The other day we counted nearly a dozen old barns on our quarter mile street. While a couple are melting back into the landscape, many have been refurbished and a few even still function agriculturally. Mt. Baker can be seen towering above one or two if you get the right perspective and serves as a stun-you-back-to-the-moment sort of view, especially at sunset.
The word barn derives from the old English word byer, or byre. Meaning cattle shed or barley shed. Barns were traditionally built from the timber and, less frequently, stone on the land when clearing for pasture and served to shelter livestock, hay, grain, and later, equipment. They may have gotten their red color from iron oxide mixed with linseed oil which served as a protective barrier for the wooden structures.
In America there are as many barn styles as there are nationalities of the immigrants who farmed. Subsequently, what was being farmed influenced design over time. Repeated years of grain intensive farming, for example, depleted soil causing lowered yields.

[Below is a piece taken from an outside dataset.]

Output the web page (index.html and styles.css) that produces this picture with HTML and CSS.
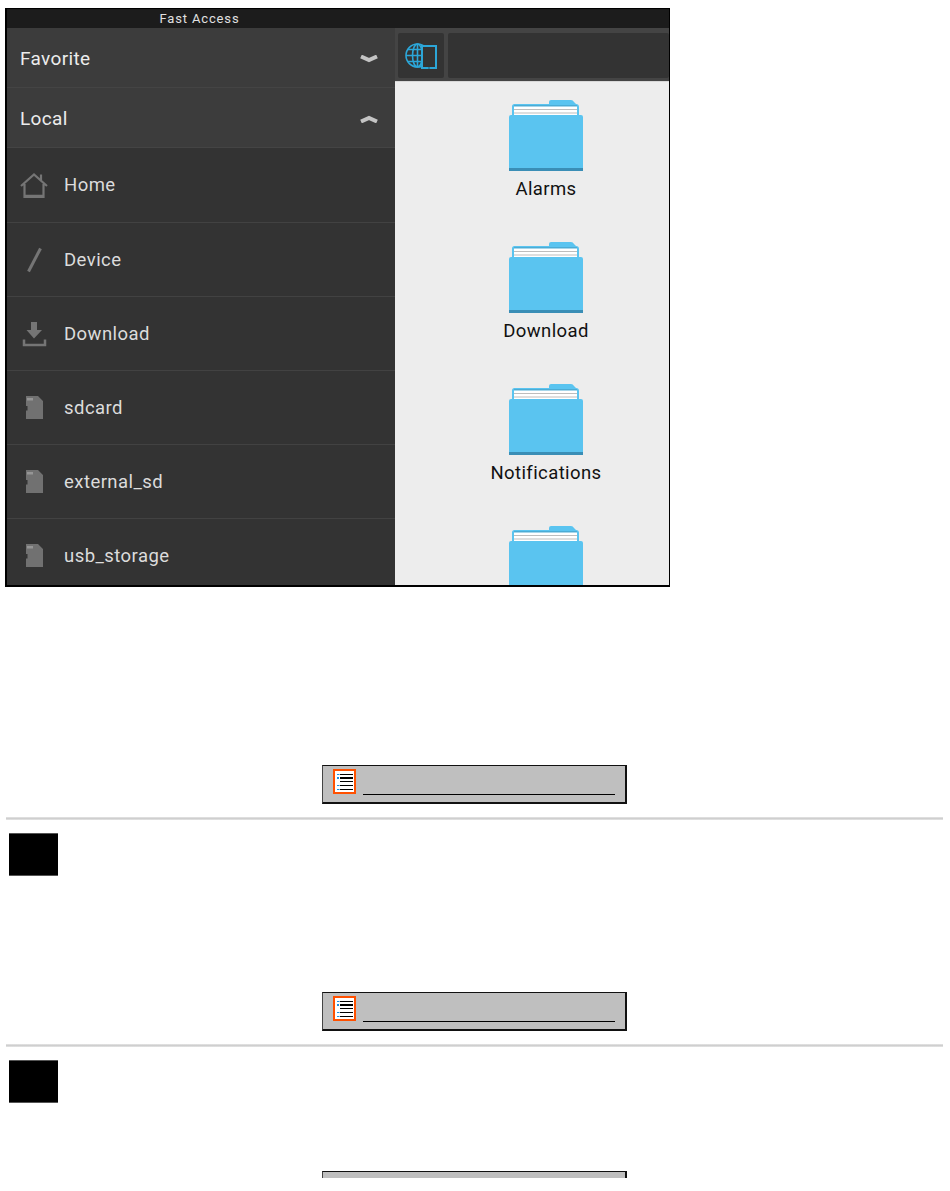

Many farmers turned to livestock to shore up their finances which necessitated larger buildings.
Today, it is common to see the small original barns in various states of disrepair. Our 100+ year old barn is leaky, drafty, and structurally sketchy. It wouldn’t be worth it to restore if the previous owners hadn’t redone the foundation and floor, or if it wasn’t so dang charming. It is like an anchor to the past that I don’t want to destroy.